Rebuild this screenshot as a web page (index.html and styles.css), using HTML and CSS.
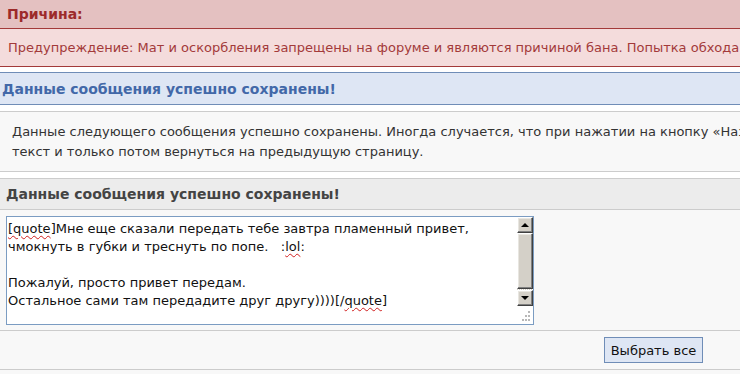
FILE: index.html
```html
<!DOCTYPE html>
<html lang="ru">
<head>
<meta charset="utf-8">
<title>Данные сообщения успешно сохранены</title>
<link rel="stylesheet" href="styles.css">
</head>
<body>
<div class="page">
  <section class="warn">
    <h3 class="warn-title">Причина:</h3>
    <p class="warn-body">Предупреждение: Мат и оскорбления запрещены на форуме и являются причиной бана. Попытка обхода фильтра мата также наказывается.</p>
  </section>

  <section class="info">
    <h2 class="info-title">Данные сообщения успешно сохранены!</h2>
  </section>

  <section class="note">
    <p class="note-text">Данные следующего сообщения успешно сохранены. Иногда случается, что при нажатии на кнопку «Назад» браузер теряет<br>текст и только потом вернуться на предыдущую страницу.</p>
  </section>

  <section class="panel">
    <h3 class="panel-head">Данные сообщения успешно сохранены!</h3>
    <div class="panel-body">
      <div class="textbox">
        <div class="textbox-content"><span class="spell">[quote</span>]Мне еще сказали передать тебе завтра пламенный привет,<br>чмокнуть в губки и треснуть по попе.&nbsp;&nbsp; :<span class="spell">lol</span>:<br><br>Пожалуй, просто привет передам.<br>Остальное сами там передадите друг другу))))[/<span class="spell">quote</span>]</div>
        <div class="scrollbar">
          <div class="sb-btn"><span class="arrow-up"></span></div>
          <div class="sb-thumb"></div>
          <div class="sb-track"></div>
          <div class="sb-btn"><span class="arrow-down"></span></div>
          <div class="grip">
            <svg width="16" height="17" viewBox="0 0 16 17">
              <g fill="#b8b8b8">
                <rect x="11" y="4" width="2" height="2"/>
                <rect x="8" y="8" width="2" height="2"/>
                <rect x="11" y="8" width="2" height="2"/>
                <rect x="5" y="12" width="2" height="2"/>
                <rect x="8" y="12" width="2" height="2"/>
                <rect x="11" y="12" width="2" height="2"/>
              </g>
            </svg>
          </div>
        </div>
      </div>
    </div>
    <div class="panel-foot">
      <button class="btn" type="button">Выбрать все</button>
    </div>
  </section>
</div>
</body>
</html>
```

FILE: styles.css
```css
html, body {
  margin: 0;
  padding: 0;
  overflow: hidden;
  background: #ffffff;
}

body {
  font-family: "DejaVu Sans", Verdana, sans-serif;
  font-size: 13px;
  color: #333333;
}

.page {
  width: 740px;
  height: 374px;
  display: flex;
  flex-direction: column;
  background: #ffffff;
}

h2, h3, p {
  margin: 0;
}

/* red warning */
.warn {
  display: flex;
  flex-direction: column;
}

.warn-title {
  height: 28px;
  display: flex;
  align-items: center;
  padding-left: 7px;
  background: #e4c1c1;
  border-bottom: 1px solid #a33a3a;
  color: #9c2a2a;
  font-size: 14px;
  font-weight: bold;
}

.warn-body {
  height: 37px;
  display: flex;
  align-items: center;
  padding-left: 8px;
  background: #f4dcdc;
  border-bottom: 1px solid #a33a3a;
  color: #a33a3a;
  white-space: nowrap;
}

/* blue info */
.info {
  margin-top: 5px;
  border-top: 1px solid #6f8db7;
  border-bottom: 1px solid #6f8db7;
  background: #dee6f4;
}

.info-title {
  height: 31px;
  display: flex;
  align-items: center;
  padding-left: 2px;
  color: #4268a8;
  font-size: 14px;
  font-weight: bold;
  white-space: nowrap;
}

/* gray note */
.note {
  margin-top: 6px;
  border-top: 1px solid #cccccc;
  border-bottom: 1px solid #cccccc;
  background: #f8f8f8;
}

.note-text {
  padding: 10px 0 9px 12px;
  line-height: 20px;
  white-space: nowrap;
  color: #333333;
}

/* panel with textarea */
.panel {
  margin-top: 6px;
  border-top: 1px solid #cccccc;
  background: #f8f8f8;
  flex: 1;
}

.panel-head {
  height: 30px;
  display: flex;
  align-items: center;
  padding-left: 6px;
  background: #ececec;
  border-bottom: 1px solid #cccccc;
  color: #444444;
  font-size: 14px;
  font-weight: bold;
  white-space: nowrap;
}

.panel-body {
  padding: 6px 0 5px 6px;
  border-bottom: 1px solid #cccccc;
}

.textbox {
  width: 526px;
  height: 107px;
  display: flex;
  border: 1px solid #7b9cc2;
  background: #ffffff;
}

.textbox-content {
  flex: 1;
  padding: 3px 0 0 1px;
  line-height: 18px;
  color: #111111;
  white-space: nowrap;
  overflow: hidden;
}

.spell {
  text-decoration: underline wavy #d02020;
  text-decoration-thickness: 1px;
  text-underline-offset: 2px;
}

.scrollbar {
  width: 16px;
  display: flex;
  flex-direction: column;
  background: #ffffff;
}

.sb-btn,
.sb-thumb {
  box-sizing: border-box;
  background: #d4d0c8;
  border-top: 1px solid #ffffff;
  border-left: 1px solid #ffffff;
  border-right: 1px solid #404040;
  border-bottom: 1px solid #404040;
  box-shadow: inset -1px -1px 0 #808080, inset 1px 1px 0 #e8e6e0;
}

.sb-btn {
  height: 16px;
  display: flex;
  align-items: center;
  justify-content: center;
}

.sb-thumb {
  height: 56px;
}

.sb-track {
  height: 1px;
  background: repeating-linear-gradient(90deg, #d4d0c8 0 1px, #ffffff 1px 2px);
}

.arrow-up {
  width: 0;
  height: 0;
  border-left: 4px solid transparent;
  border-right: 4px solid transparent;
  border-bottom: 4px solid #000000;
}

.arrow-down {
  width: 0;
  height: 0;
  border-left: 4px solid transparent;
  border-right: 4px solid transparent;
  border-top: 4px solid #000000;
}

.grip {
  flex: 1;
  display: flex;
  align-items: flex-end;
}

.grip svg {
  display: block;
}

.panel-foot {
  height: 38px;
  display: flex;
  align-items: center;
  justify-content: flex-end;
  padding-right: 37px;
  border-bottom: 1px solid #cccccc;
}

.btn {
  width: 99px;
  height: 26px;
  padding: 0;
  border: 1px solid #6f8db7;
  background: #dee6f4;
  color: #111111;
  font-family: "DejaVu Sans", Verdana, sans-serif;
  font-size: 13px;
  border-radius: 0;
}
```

◇ ◇ ◇ ◇ ◇

> [DIRECTIVE]
Exactly as written, return every line of the listing, but not the pictures.

> [OUTPUT BELOW]
Rebuild this screenshot as a web page (index.html and styles.css), using HTML and CSS.
FILE: index.html
```html
<!DOCTYPE html>
<html lang="ru">
<head>
<meta charset="utf-8">
<title>Данные сообщения успешно сохранены</title>
<link rel="stylesheet" href="styles.css">
</head>
<body>
<div class="page">
  <section class="warn">
    <h3 class="warn-title">Причина:</h3>
    <p class="warn-body">Предупреждение: Мат и оскорбления запрещены на форуме и являются причиной бана. Попытка обхода фильтра мата также наказывается.</p>
  </section>

  <section class="info">
    <h2 class="info-title">Данные сообщения успешно сохранены!</h2>
  </section>

  <section class="note">
    <p class="note-text">Данные следующего сообщения успешно сохранены. Иногда случается, что при нажатии на кнопку «Назад» браузер теряет<br>текст и только потом вернуться на предыдущую страницу.</p>
  </section>

  <section class="panel">
    <h3 class="panel-head">Данные сообщения успешно сохранены!</h3>
    <div class="panel-body">
      <div class="textbox">
        <div class="textbox-content"><span class="spell">[quote</span>]Мне еще сказали передать тебе завтра пламенный привет,<br>чмокнуть в губки и треснуть по попе.&nbsp;&nbsp; :<span class="spell">lol</span>:<br><br>Пожалуй, просто привет передам.<br>Остальное сами там передадите друг другу))))[/<span class="spell">quote</span>]</div>
        <div class="scrollbar">
          <div class="sb-btn"><span class="arrow-up"></span></div>
          <div class="sb-thumb"></div>
          <div class="sb-track"></div>
          <div class="sb-btn"><span class="arrow-down"></span></div>
          <div class="grip">
            <svg width="16" height="17" viewBox="0 0 16 17">
              <g fill="#b8b8b8">
                <rect x="11" y="4" width="2" height="2"/>
                <rect x="8" y="8" width="2" height="2"/>
                <rect x="11" y="8" width="2" height="2"/>
                <rect x="5" y="12" width="2" height="2"/>
                <rect x="8" y="12" width="2" height="2"/>
                <rect x="11" y="12" width="2" height="2"/>
              </g>
            </svg>
          </div>
        </div>
      </div>
    </div>
    <div class="panel-foot">
      <button class="btn" type="button">Выбрать все</button>
    </div>
  </section>
</div>
</body>
</html>
```

FILE: styles.css
```css
html, body {
  margin: 0;
  padding: 0;
  overflow: hidden;
  background: #ffffff;
}

body {
  font-family: "DejaVu Sans", Verdana, sans-serif;
  font-size: 13px;
  color: #333333;
}

.page {
  width: 740px;
  height: 374px;
  display: flex;
  flex-direction: column;
  background: #ffffff;
}

h2, h3, p {
  margin: 0;
}

/* red warning */
.warn {
  display: flex;
  flex-direction: column;
}

.warn-title {
  height: 28px;
  display: flex;
  align-items: center;
  padding-left: 7px;
  background: #e4c1c1;
  border-bottom: 1px solid #a33a3a;
  color: #9c2a2a;
  font-size: 14px;
  font-weight: bold;
}

.warn-body {
  height: 37px;
  display: flex;
  align-items: center;
  padding-left: 8px;
  background: #f4dcdc;
  border-bottom: 1px solid #a33a3a;
  color: #a33a3a;
  white-space: nowrap;
}

/* blue info */
.info {
  margin-top: 5px;
  border-top: 1px solid #6f8db7;
  border-bottom: 1px solid #6f8db7;
  background: #dee6f4;
}

.info-title {
  height: 31px;
  display: flex;
  align-items: center;
  padding-left: 2px;
  color: #4268a8;
  font-size: 14px;
  font-weight: bold;
  white-space: nowrap;
}

/* gray note */
.note {
  margin-top: 6px;
  border-top: 1px solid #cccccc;
  border-bottom: 1px solid #cccccc;
  background: #f8f8f8;
}

.note-text {
  padding: 10px 0 9px 12px;
  line-height: 20px;
  white-space: nowrap;
  color: #333333;
}

/* panel with textarea */
.panel {
  margin-top: 6px;
  border-top: 1px solid #cccccc;
  background: #f8f8f8;
  flex: 1;
}

.panel-head {
  height: 30px;
  display: flex;
  align-items: center;
  padding-left: 6px;
  background: #ececec;
  border-bottom: 1px solid #cccccc;
  color: #444444;
  font-size: 14px;
  font-weight: bold;
  white-space: nowrap;
}

.panel-body {
  padding: 6px 0 5px 6px;
  border-bottom: 1px solid #cccccc;
}

.textbox {
  width: 526px;
  height: 107px;
  display: flex;
  border: 1px solid #7b9cc2;
  background: #ffffff;
}

.textbox-content {
  flex: 1;
  padding: 3px 0 0 1px;
  line-height: 18px;
  color: #111111;
  white-space: nowrap;
  overflow: hidden;
}

.spell {
  text-decoration: underline wavy #d02020;
  text-decoration-thickness: 1px;
  text-underline-offset: 2px;
}

.scrollbar {
  width: 16px;
  display: flex;
  flex-direction: column;
  background: #ffffff;
}

.sb-btn,
.sb-thumb {
  box-sizing: border-box;
  background: #d4d0c8;
  border-top: 1px solid #ffffff;
  border-left: 1px solid #ffffff;
  border-right: 1px solid #404040;
  border-bottom: 1px solid #404040;
  box-shadow: inset -1px -1px 0 #808080, inset 1px 1px 0 #e8e6e0;
}

.sb-btn {
  height: 16px;
  display: flex;
  align-items: center;
  justify-content: center;
}

.sb-thumb {
  height: 56px;
}

.sb-track {
  height: 1px;
  background: repeating-linear-gradient(90deg, #d4d0c8 0 1px, #ffffff 1px 2px);
}

.arrow-up {
  width: 0;
  height: 0;
  border-left: 4px solid transparent;
  border-right: 4px solid transparent;
  border-bottom: 4px solid #000000;
}

.arrow-down {
  width: 0;
  height: 0;
  border-left: 4px solid transparent;
  border-right: 4px solid transparent;
  border-top: 4px solid #000000;
}

.grip {
  flex: 1;
  display: flex;
  align-items: flex-end;
}

.grip svg {
  display: block;
}

.panel-foot {
  height: 38px;
  display: flex;
  align-items: center;
  justify-content: flex-end;
  padding-right: 37px;
  border-bottom: 1px solid #cccccc;
}

.btn {
  width: 99px;
  height: 26px;
  padding: 0;
  border: 1px solid #6f8db7;
  background: #dee6f4;
  color: #111111;
  font-family: "DejaVu Sans", Verdana, sans-serif;
  font-size: 13px;
  border-radius: 0;
}
```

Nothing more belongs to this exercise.